The aluminium rich, double-isolated suspension consists of double wishbones at the front and multi-links at the rear. The SVR also features cross-linked, four-corner air suspension and 'Adaptive Dynamics' with continuously variable dampers (monitoring vehicle movements “at least 500 times a second”, and adjusting damping force in response to road-surface and driver inputs).
What that means is the SVR subtly transforms from stinging like a bee on the backroads, to floating like a butterfly in the city. Even on the optional 22-inch rims the SVR is smooth, quiet and relaxed around town. The standard of fit and finish inside is as you would expect, high.
What about off-road?
Land Rover says all claims on off-highway ability made for the Range Rover Sport stand for the SVR; same wading depth, breakover angle, approach and departure angles… the lot. And to prove it, the launch drive included a brief bush bash, covering steep inclines and descents, rutted muddy crossings, as well as broken, rocky trails.

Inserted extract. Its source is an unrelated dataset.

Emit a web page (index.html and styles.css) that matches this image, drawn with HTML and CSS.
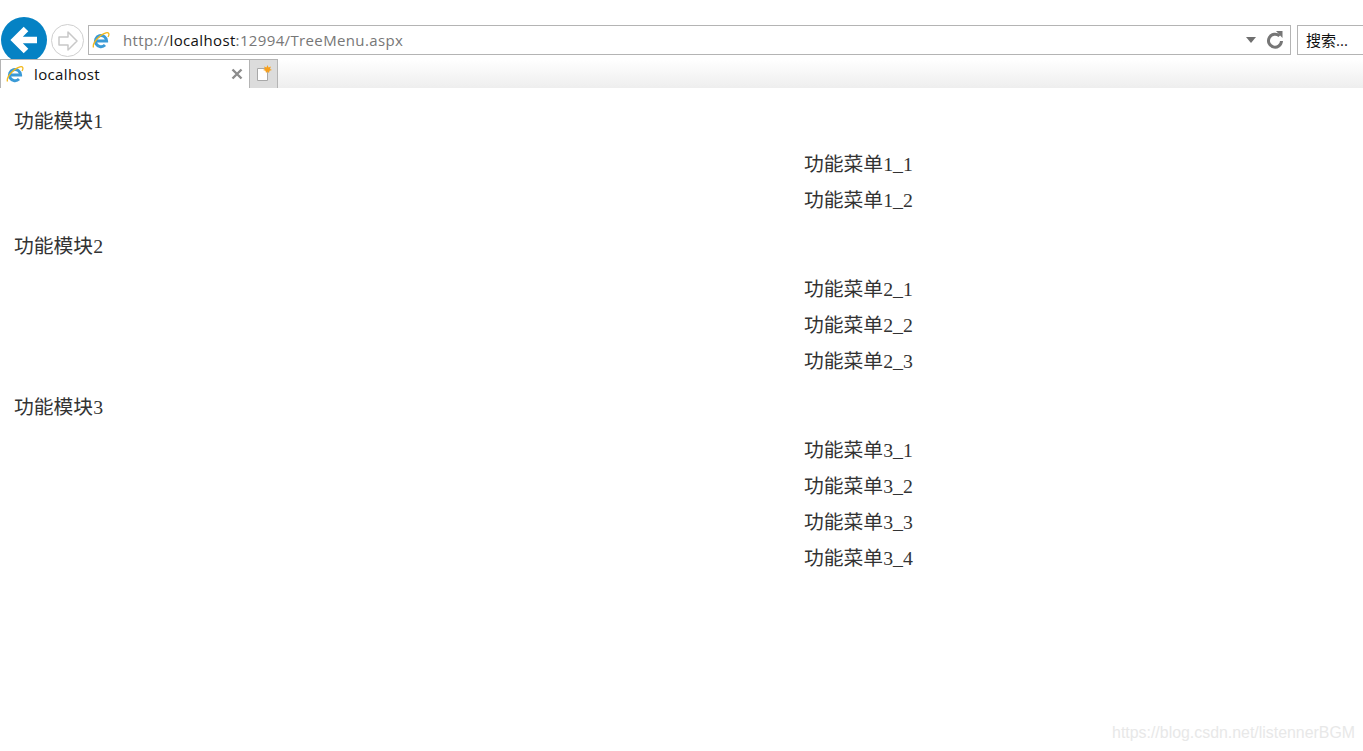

We shifted the two-speed central transfer case to low range ‘on the fly’ (possible up to 60km/h) and explored the SVR’s crawling ability using the brilliant hill descent control. An impressive double act.
Anything bad about it?
Keep the exhaust in (open) sport mode at slower speeds and the engine note will boom and drone around the cabin; helped in no small part by a symposer, “enriching sound quality, and filtering desirable induction noise into the cabin.”
Claimed combined cycle fuel economy of 18.4L/100km is likely to climb well into the twenties in the real world, especially with this much snorty V8 fun lurking under your right foot.
How much would I have to pay? And is it worth it?
You’ll need $218,500 to park the SVR in your driveway, a cool $36,500 more than the Autobigraphy Dynamic V8. That’s a lot of dosh, but the SVR delivers a truck load of fun and performance.
Would you take the Range Rover Sport SVR or Porsche Cayenne Turbo?
Another forced induction V8, the Porsche is lighter (150kg), faster (0.2sec 0-100km/h), and more frugal (by 1.3L/100km) than the SVR. But it’s $12,300 dearer. Tough call, but the SVR’s mental exhaust alone is priceless.